== Given problem ==
Every line from the start of the entries up to and including the one bearing "import React from" must be printed verbatim, without the pictures.

== Entries shown ==
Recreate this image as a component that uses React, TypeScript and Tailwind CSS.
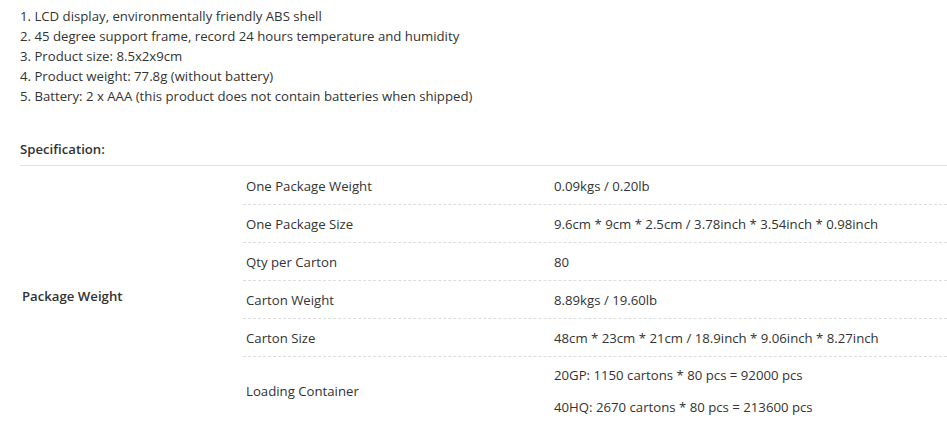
import React from "react";

const features = [
	"1. LCD display, environmentally friendly ABS shell",
	"2. 45 degree support frame, record 24 hours temperature and humidity",
	"3. Product size: 8.5x2x9cm",
	"4. Product weight: 77.8g (without battery)",
	"5. Battery: 2 x AAA (this product does not contain batteries when shipped)",
];

const specs: { label: string; values: string[] }[] = [
	{ label: "One Package Weight", values: ["0.09kgs / 0.20lb"] },
	{ label: "One Package Size", values: ["9.6cm * 9cm * 2.5cm / 3.78inch * 3.54inch * 0.98inch"] },
	{ label: "Qty per Carton", values: ["80"] },
	{ label: "Carton Weight", values: ["8.89kgs / 19.60lb"] },
	{ label: "Carton Size", values: ["48cm * 23cm * 21cm / 18.9inch * 9.06inch * 8.27inch"] },
	{
		label: "Loading Container",
		values: ["20GP: 1150 cartons * 80 pcs = 92000 pcs", "40HQ: 2670 cartons * 80 pcs = 213600 pcs"],
	},
];

const App: React.FC = () => {
	return (
		<div className="min-h-screen bg-white pl-5 text-[13.2px] leading-5 text-[#333] font-['Open_Sans',sans-serif]">
			<ul className="pt-[6px]">
				{features.map((f) => (
					<li key={f}>{f}</li>
				))}
			</ul>

			<h3 className="mt-[33px] pb-[6px] font-semibold border-b border-[#e2e2e2]">Specification:</h3>

			<div className="flex">
				<div className="w-[223px] flex items-center pl-[2px] font-semibold">Package Weight</div>
				<div className="flex-1 pt-[1px]">
					{specs.map((row, i) => (
						<div
							key={row.label}
							className={`flex items-center border-dashed border-[#dddddd] ${
								i < specs.length - 1 ? "border-b" : ""
							} ${row.values.length > 1 ? "py-2" : "h-[38px]"}`}>
							<div className="w-[308px] pl-[3px]">{row.label}</div>
							<div className="flex-1 pl-[3px] flex flex-col gap-3">
								{row.values.map((v) => (
									<span key={v}>{v}</span>
								))}
							</div>
						</div>
					))}
				</div>
			</div>
		</div>
	);
};

export default App;
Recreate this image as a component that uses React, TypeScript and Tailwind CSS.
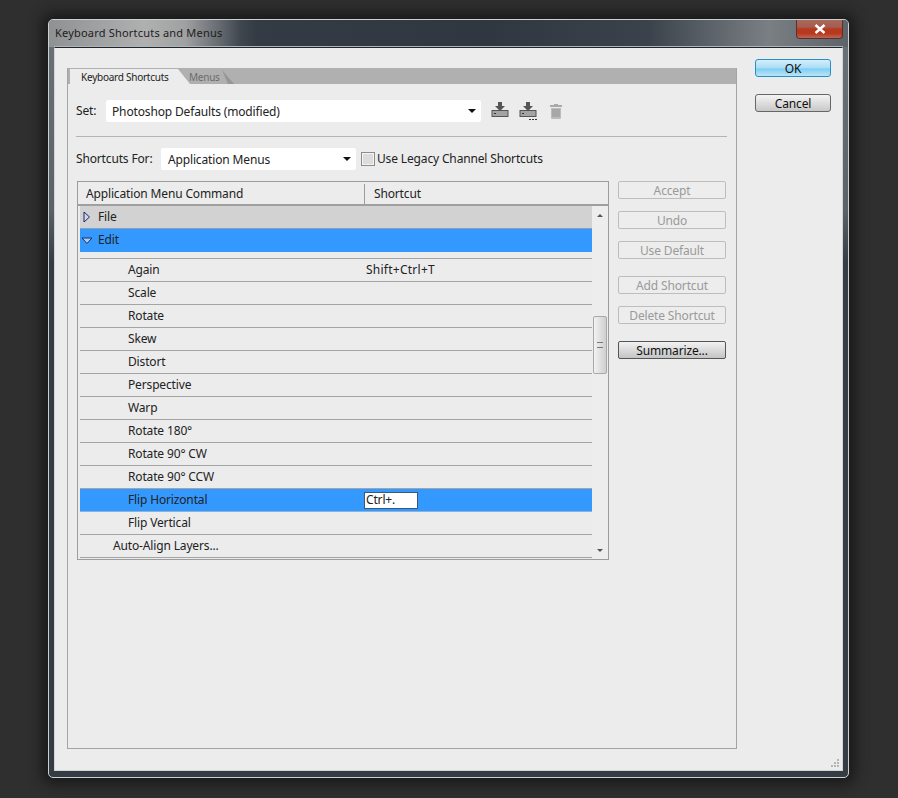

== Worked solution ==
Recreate this image as a component that uses React, TypeScript and Tailwind CSS.
import React from "react";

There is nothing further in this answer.